### THE EXERCISE
Look through the records below and give the number of lines holding the string "component", nothing more.

### MATERIAL
====================
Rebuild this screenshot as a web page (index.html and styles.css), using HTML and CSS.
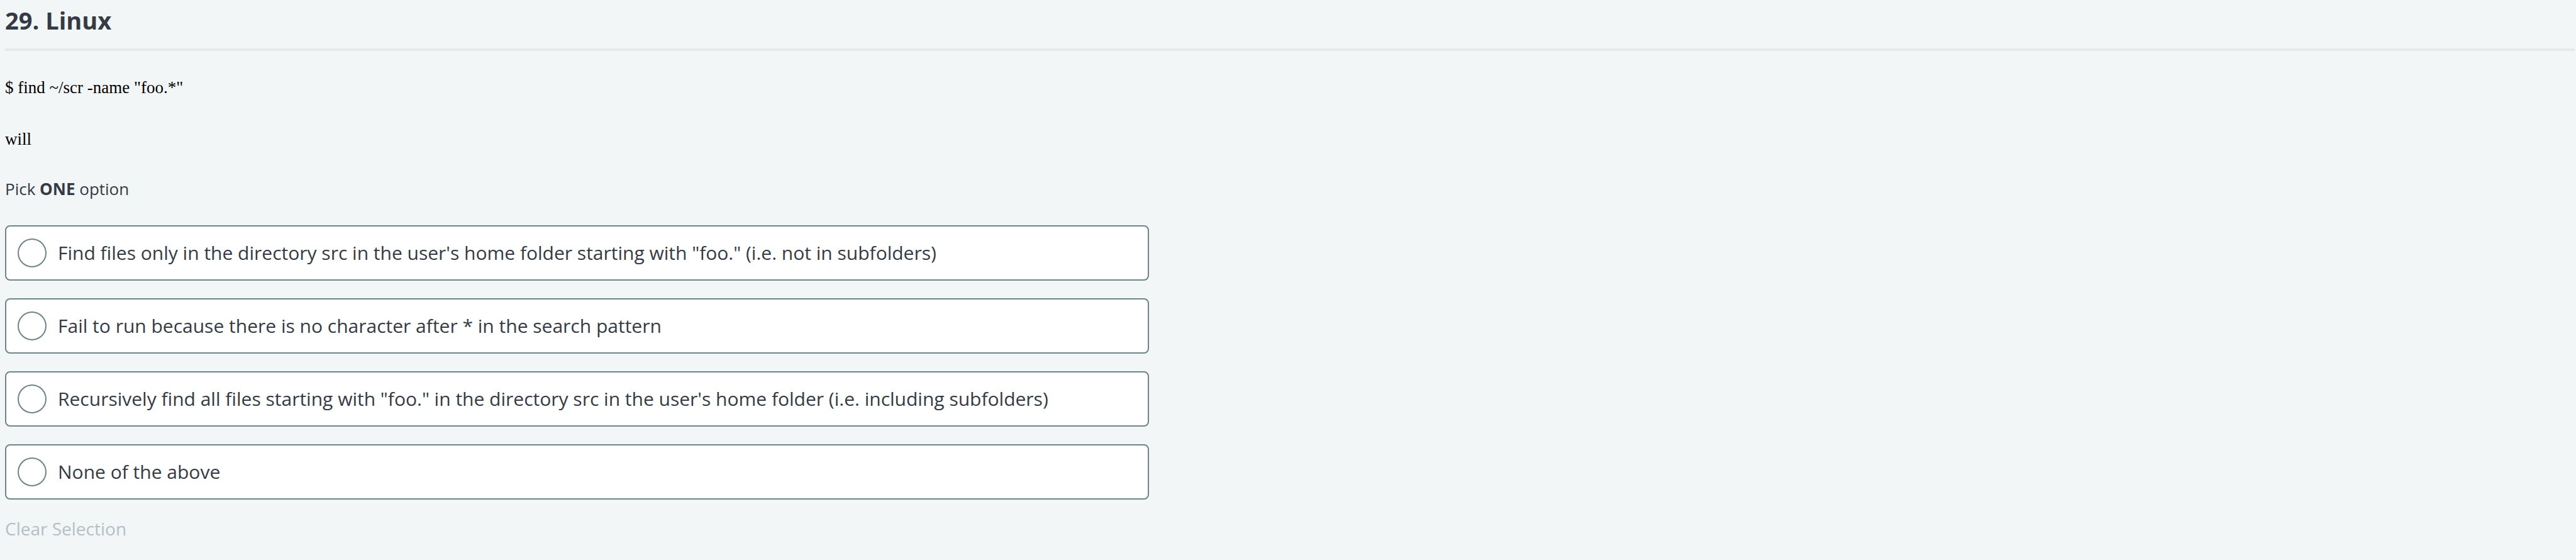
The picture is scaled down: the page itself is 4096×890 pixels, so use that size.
FILE: index.html
```html
<!DOCTYPE html>
<html lang="en">
<head>
<meta charset="utf-8">
<title>29. Linux</title>
<link rel="stylesheet" href="styles.css">
</head>
<body>
<main class="question">
<h1 class="title">29. Linux</h1>
<div class="prompt">
<p>$ find ~/scr -name "foo.*"</p>
<p>will</p>
</div>
<form class="answers">
<p class="hint" id="hint">Pick <strong>ONE</strong> option</p>
<div class="options" role="radiogroup" aria-labelledby="hint">
<label class="option"><input type="radio" name="answer"><span>Find files only in the directory src in the user's home folder starting with "foo." (i.e. not in subfolders)</span></label>
<label class="option"><input type="radio" name="answer"><span>Fail to run because there is no character after * in the search pattern</span></label>
<label class="option"><input type="radio" name="answer"><span>Recursively find all files starting with "foo." in the directory src in the user's home folder (i.e. including subfolders)</span></label>
<label class="option"><input type="radio" name="answer"><span>None of the above</span></label>
</div>
<button class="clear" type="reset">Clear Selection</button>
</form>
</main>
</body>
</html>
```
FILE: styles.css
```css
* { box-sizing: border-box; }
body { margin: 0; background: #f2f6f7; color: #343a46; font-family: "Open Sans", sans-serif; }
.question { padding: 0 2px 0 8px; }
.title { margin: 0; padding: 7px 0 20px; border-bottom: 4px solid #e5e9ea; font-size: 38px; line-height: 50px; }
.prompt { display: grid; gap: 42px; padding: 38px 0 41px; color: #000; font-family: "Liberation Serif", serif; font-size: 27px; line-height: 40px; }
.prompt p { margin: 0; }
.hint { margin: 0; font-size: 26px; line-height: 36px; }
.options { display: grid; gap: 28px; max-width: 1819px; margin-top: 40px; }
.option { display: flex; align-items: center; gap: 18px; min-height: 88px; padding: 0 18px; border: 2px solid #6f8488; border-radius: 8px; background: #fff; font-size: 30px; line-height: 40px; cursor: pointer; }
.option input { appearance: none; flex: none; width: 46px; height: 46px; margin: 0; border: 2px solid #6f8488; border-radius: 50%; background: #fff; }
.option input:checked { border: 12px solid #343a46; }
.clear { display: block; margin: 26px 0 0; padding: 0; border: 0; background: none; color: #b3c1c5; font: 28px/40px "Open Sans", sans-serif; }
```
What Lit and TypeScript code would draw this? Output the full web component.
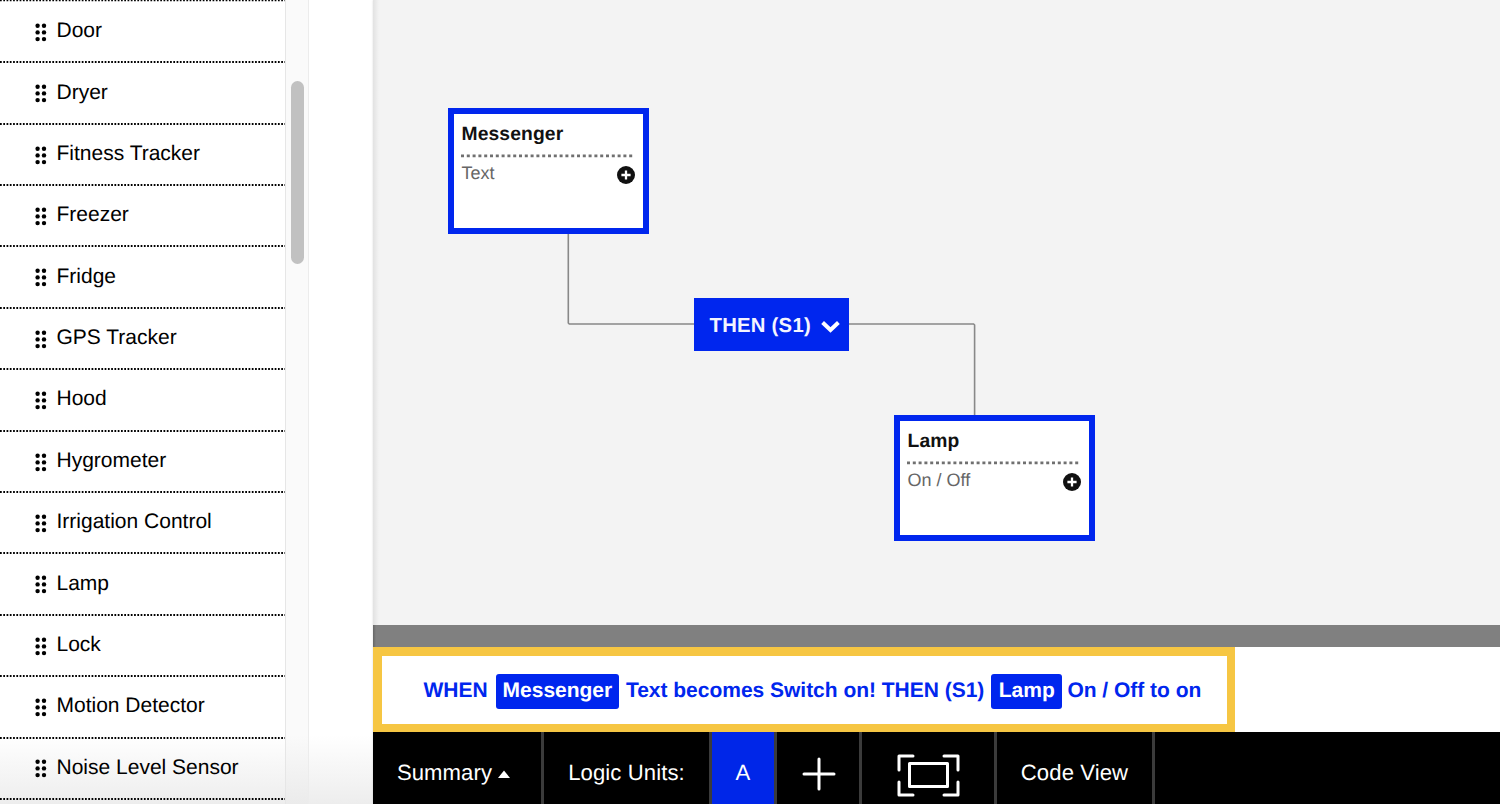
import { LitElement, html, css, svg } from "lit";
import { customElement, property } from "lit/decorators.js";

@customElement("device-item")
class DeviceItem extends LitElement {
  @property() label = "";
  static styles = css`
    :host { display: flex; flex-direction: column; height: 61.4px; }
    .row { flex: 1; display: flex; align-items: center; padding-left: 34.5px; gap: 10px; }
    .grip { width: 12px; height: 19px; fill: #000; flex: none; margin-top: 1.4px; }
    .label { font-size: 21px; line-height: 24px; white-space: nowrap; margin-top: -0.9px; }
    .dots { display: block; width: 285px; height: 2px; stroke: #000; stroke-width: 1.8; stroke-dasharray: 1.75 1.52; }
  `;
  render() {
    return html`<div class="row"><svg class="grip" viewBox="0 0 12 19">
        ${[2.7, 9.4, 16.1].map((y) => svg`<circle cx="2.6" cy=${y} r="2.2"/><circle cx="9" cy=${y} r="2.2"/>`)}
      </svg><span class="label">${this.label}</span></div>
      <svg class="dots"><path d="M0 1H285"/></svg>`;
  }
}

@customElement("device-node")
class DeviceNode extends LitElement {
  @property() name = "";
  @property() capability = "";
  static styles = css`
    :host { display: block; box-sizing: border-box; width: 201px; height: 126px; border: 6px solid #0026ee; background: #fff; padding: 7px 8px 0 7.5px; }
    .name { font-weight: 700; font-size: 19.3px; line-height: 28px; letter-spacing: 0.12px; color: #111; }
    .rule { display: block; width: 174px; height: 4px; margin: 5px 0 0 -0.5px; stroke: #707070; stroke-width: 2.7; stroke-dasharray: 3 2.8; }
    .row { display: flex; justify-content: space-between; align-items: center; height: 34px; }
    .cap { font-size: 18px; color: #666; margin-top: -4px; }
    .add { width: 18px; height: 18px; margin-top: 0; }
  `;
  render() {
    return html`<div class="name">${this.name}</div><svg class="rule"><path d="M0 1.8H174"/></svg>
      <div class="row"><span class="cap">${this.capability}</span>
        <svg class="add" viewBox="0 0 18 18"><circle cx="9" cy="9" r="9" fill="#111"/><path d="M9 4.4v9.2M4.4 9h9.2" stroke="#fff" stroke-width="2.3"/></svg>
      </div>`;
  }
}

const DEVICES = ["Door", "Dryer", "Fitness Tracker", "Freezer", "Fridge", "GPS Tracker", "Hood", "Hygrometer",
  "Irrigation Control", "Lamp", "Lock", "Motion Detector", "Noise Level Sensor"];

@customElement("app-root")
class AppRoot extends LitElement {
  static styles = css`
    :host { display: flex; height: 804px; width: 1500px; overflow: hidden; background: #fff; color: #000;
      font-family: "Liberation Sans", Arial, sans-serif; text-rendering: geometricPrecision; }
    .side { display: flex; width: 373px; flex: none; background: linear-gradient(#fff0 735px, #ededed 804px); }
    .list { width: 285px; }
    .top { display: block; width: 285px; height: 1.9px; stroke: #000; stroke-width: 1.6; stroke-dasharray: 1.75 1.52; }
    .track { width: 24px; box-sizing: border-box; border-left: 1.5px solid #e6e6e6; border-right: 1px solid #ececec; background: linear-gradient(#fafafa 735px, #ebebeb); padding: 81px 0 0 5px; }
    .thumb { width: 13px; height: 183px; border-radius: 7px; background: #c1c1c1; }
    .main { flex: 1; display: flex; flex-direction: column; min-width: 0; box-shadow: 0 0 2px #0002; }
    .canvas { position: relative; height: 625px; background: linear-gradient(90deg, #e2e2e2, #f3f3f3 6px); }
    .wires { position: absolute; left: 0; top: 0; width: 1127px; height: 625px; fill: none; stroke: #888; stroke-width: 1.6; }
    .node { position: absolute; }
    .messenger { left: 75px; top: 108px; }
    .lamp { left: 521px; top: 415px; }
    .then { position: absolute; left: 321px; top: 298px; width: 155px; height: 53px; box-sizing: border-box; padding: 3px 9px 0 15.5px; background: #0026ee; color: #f3f4ff; display: flex; align-items: center; justify-content: space-between; font-weight: 700; font-size: 20.3px; letter-spacing: 0.25px; white-space: nowrap; }
    .chev { width: 19px; height: 13px; fill: none; stroke: #fff; stroke-width: 4; margin-top: 1px; }
    .splitter { height: 22px; background: linear-gradient(90deg, #666, #808080 3px); }
    .summary { height: 85px; display: flex; background: #fff; }
    .sentence { box-sizing: border-box; width: 862px; border: 8.4px solid #f6c643; border-left-width: 9px; border-top-width: 9px; padding: 2px 0 0 41.5px; display: flex; align-items: center; color: #0026ee; font-weight: 700; font-size: 21px; letter-spacing: -0.02px; white-space: nowrap; }
    .chip { height: 35px; line-height: 34px; box-sizing: border-box; padding: 0 6.8px; border-radius: 3px; background: #0026ee; color: #fff; margin: 1px 7px 0 2.4px; }
    .chip.second { margin-left: 1.4px; margin-right: 5.4px; padding: 0 7.3px; }
    .bar { height: 72px; display: flex; background: #000; color: #fff; font-size: 22.1px; letter-spacing: 0.1px; white-space: nowrap; }
    .cell { box-sizing: border-box; display: flex; align-items: center; justify-content: center; border-right: 3px solid #3b3b3b; padding-top: 10px; }
    .c1 { width: 171px; padding-right: 7px; } .c2 { width: 168px; } .c3 { width: 65px; background: #0026e8; } .c4 { width: 85px; } .c5 { width: 135px; } .c6 { width: 158px; }
    .tri { width: 12px; height: 8px; fill: #fff; margin: 2px 0 0 6px; }
    .icon { fill: none; stroke: #fff; stroke-width: 3; stroke-linecap: round; stroke-linejoin: round; }
    .plus { width: 34px; height: 34px; margin: 2px 0 0 1px; }
    .fit { width: 63px; height: 43px; margin: 4px 0 0 0; }
  `;
  render() {
    return html`
      <nav class="side">
        <div class="list"><svg class="top"><path d="M0 0.5H285"/></svg>${DEVICES.map((d) => html`<device-item .label=${d}></device-item>`)}</div>
        <div class="track"><div class="thumb"></div></div>
      </nav>
      <main class="main">
        <section class="canvas">
          <svg class="wires"><path d="M195.3 230V323L196.3 324H600.6L601.6 325V418"/></svg>
          <device-node class="node messenger" .name=${"Messenger"} .capability=${"Text"}></device-node>
          <div class="then">THEN (S1)<svg class="chev" viewBox="0 0 19 13"><path d="M1.6 2.5L9.5 10L17.4 2.5"/></svg></div>
          <device-node class="node lamp" .name=${"Lamp"} .capability=${"On / Off"}></device-node>
        </section>
        <div class="splitter"></div>
        <section class="summary"><div class="sentence"><span>WHEN&nbsp;</span><span class="chip">Messenger</span><span>Text becomes Switch on! THEN (S1)&nbsp;</span><span class="chip second">Lamp</span><span>On / Off to on</span></div></section>
        <footer class="bar">
          <div class="cell c1">Summary<svg class="tri" viewBox="0 0 12 8"><path d="M0 8L6 0.5L12 8z"/></svg></div>
          <div class="cell c2">Logic Units:</div>
          <div class="cell c3">A</div>
          <div class="cell c4"><svg class="icon plus" viewBox="0 0 34 34"><path d="M17 2v30M2 17h30"/></svg></div>
          <div class="cell c5"><svg class="icon fit" viewBox="0 0 63 43"><path d="M16 2H2V16M47 2H61V16M2 28V41H16M61 28V41H47M12.5 9.5H50.5V32.5H12.5z"/></svg></div>
          <div class="cell c6">Code View</div>
        </footer>
      </main>`;
  }
}
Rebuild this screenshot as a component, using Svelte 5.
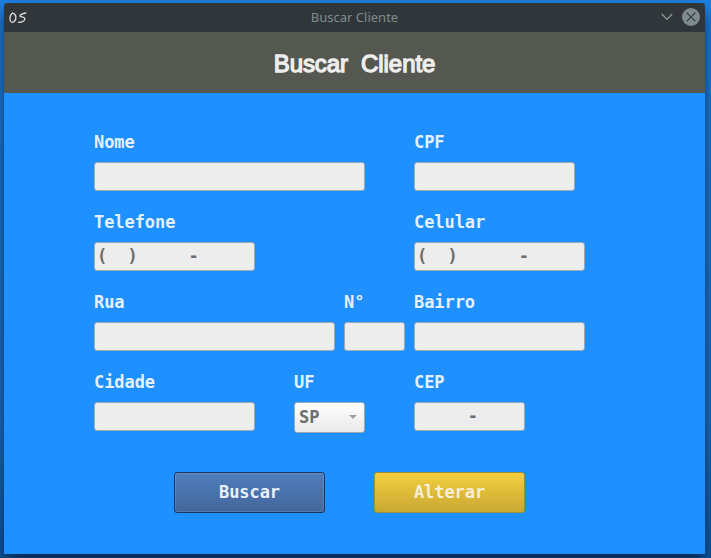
<script>
  const rows = [
    [
      { label: 'Nome', width: 271, gap: 49, value: '' },
      { label: 'CPF', width: 161, gap: 0, value: '' }
    ],
    [
      { label: 'Telefone', width: 161, gap: 159, value: '(  )     -' },
      { label: 'Celular', width: 171, gap: 0, value: '(  )      -' }
    ],
    [
      { label: 'Rua', width: 241, gap: 9, value: '' },
      { label: 'N°', width: 61, gap: 9, value: '' },
      { label: 'Bairro', width: 171, gap: 0, value: '' }
    ],
    [
      { label: 'Cidade', width: 161, gap: 39, value: '' },
      { label: 'UF', width: 71, gap: 49, value: 'SP', select: true },
      { label: 'CEP', width: 111, gap: 0, value: '     -' }
    ]
  ];
</script>

<div class="desktop">
  <div class="window">
    <div class="titlebar">
      <svg class="logo" width="18" height="12" viewBox="0 0 18 12" fill="none" stroke="#e0e1de" stroke-width="1.3" stroke-linecap="round" stroke-linejoin="round">
        <path d="M3.9 1.2C2.2 1.7 1 4.6 1 7.2c0 3 2.3 3.7 4.2 2.2C7.9 7.2 7.4 1.6 3.4 1.2" />
        <path d="M16.8 1c-2.8.3-6 1.7-5.8 3 .2.9 4.8.7 4.9 2.6.1 2.2-3.6 4.4-6.4 3.6" />
      </svg>
      <span class="caption">Buscar Cliente</span>
      <div class="controls">
        <svg width="12" height="8" viewBox="0 0 12 8" fill="none" stroke="#939b9d" stroke-width="1.1"><path d="M.8 1l5.2 5.4L11.2 1" /></svg>
        <svg width="18" height="18" viewBox="0 0 18 18"><circle cx="9" cy="9" r="9" fill="#7f8c8d" /><path d="M4.7 4.7l8.6 8.6M13.3 4.7l-8.6 8.6" stroke="#31363b" stroke-width="1.2" /></svg>
      </div>
    </div>
    <header><h1>Buscar  Cliente</h1></header>
    <main>
      {#each rows as row}
        <div class="row">
          {#each row as field}
            <div class="field" style:width="{field.width}px" style:margin-right="{field.gap}px">
              <span class="label">{field.label}</span>
              <div class="box" class:select={field.select}>
                <span>{field.value}</span>
                {#if field.select}
                  <svg width="8" height="4" viewBox="0 0 8 4"><path d="M0 0h8L4 4z" fill="#a0a2a2" /></svg>
                {/if}
              </div>
            </div>
          {/each}
        </div>
      {/each}
      <div class="actions">
        <button class="search">Buscar</button>
        <button class="edit">Alterar</button>
      </div>
    </main>
  </div>
</div>

<style>
  .desktop {
    box-sizing: border-box;
    width: 711px;
    height: 558px;
    padding: 3px 6px 4px 4px;
    overflow: hidden;
    background: linear-gradient(#1e84e4, #1c74c9 75%, #0f5ba5);
  }
  .window {
    display: flex;
    flex-direction: column;
    height: 551px;
    border-radius: 3px 3px 0 0;
    background: #1e90ff;
    box-shadow: 0 8px 16px rgba(0, 15, 40, 0.75);
  }
  .titlebar {
    display: grid;
    grid-template-columns: 60px 1fr 60px;
    align-items: center;
    height: 29px;
    border-radius: 3px 3px 0 0;
    background: #31363b;
  }
  .logo {
    margin-left: 5px;
  }
  .caption {
    padding-bottom: 2px;
    text-align: center;
    font: 13px/18px "Noto Sans", sans-serif;
    color: #7f8c8d;
  }
  .controls {
    display: flex;
    align-items: center;
    justify-content: flex-end;
    gap: 9px;
    padding: 0 5px 1px 0;
  }
  header {
    box-sizing: border-box;
    display: flex;
    align-items: center;
    justify-content: center;
    height: 61px;
    padding-top: 2px;
    background: #555751;
  }
  h1 {
    margin: 0;
    white-space: pre;
    font: 400 24px/28px "Liberation Sans", sans-serif;
    letter-spacing: -0.08px;
    color: #eeeeec;
    -webkit-text-stroke: 1.3px #eeeeec;
  }
  main {
    padding: 39px 0 0 90px;
    font: bold 17px/20px "DejaVu Sans Mono", monospace;
    letter-spacing: -0.06px;
    color: #e4f1fc;
  }
  .row {
    display: flex;
    height: 80px;
  }
  .label {
    display: block;
    height: 30px;
  }
  .box {
    box-sizing: border-box;
    display: flex;
    align-items: center;
    height: 29px;
    padding: 0 2px 2px;
    white-space: pre;
    border: 1px solid #9ba8b5;
    border-radius: 3px;
    background: #ededed;
    color: #6c6e70;
  }
  .select {
    justify-content: space-between;
    height: 31px;
    padding: 0 7px 1px 4px;
    background: linear-gradient(#fff, #e9e9e8);
  }
  .actions {
    display: flex;
    gap: 49px;
    padding: 20px 0 0 80px;
  }
  button {
    box-sizing: border-box;
    width: 151px;
    height: 41px;
    padding: 0 0 2px;
    border-radius: 3px;
    font: inherit;
    letter-spacing: inherit;
  }
  .search {
    border: 1px solid #173660;
    background: linear-gradient(#507dbd, #43679b);
    box-shadow: inset 0 0 0 1px rgba(255, 255, 255, 0.12);
    color: #e8f0f8;
  }
  .edit {
    border: 1px solid #9b9138;
    background: linear-gradient(#f3cf3e, #c9a834);
    color: #f6eed8;
  }
</style>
====================
### EXERCISE RESULT
2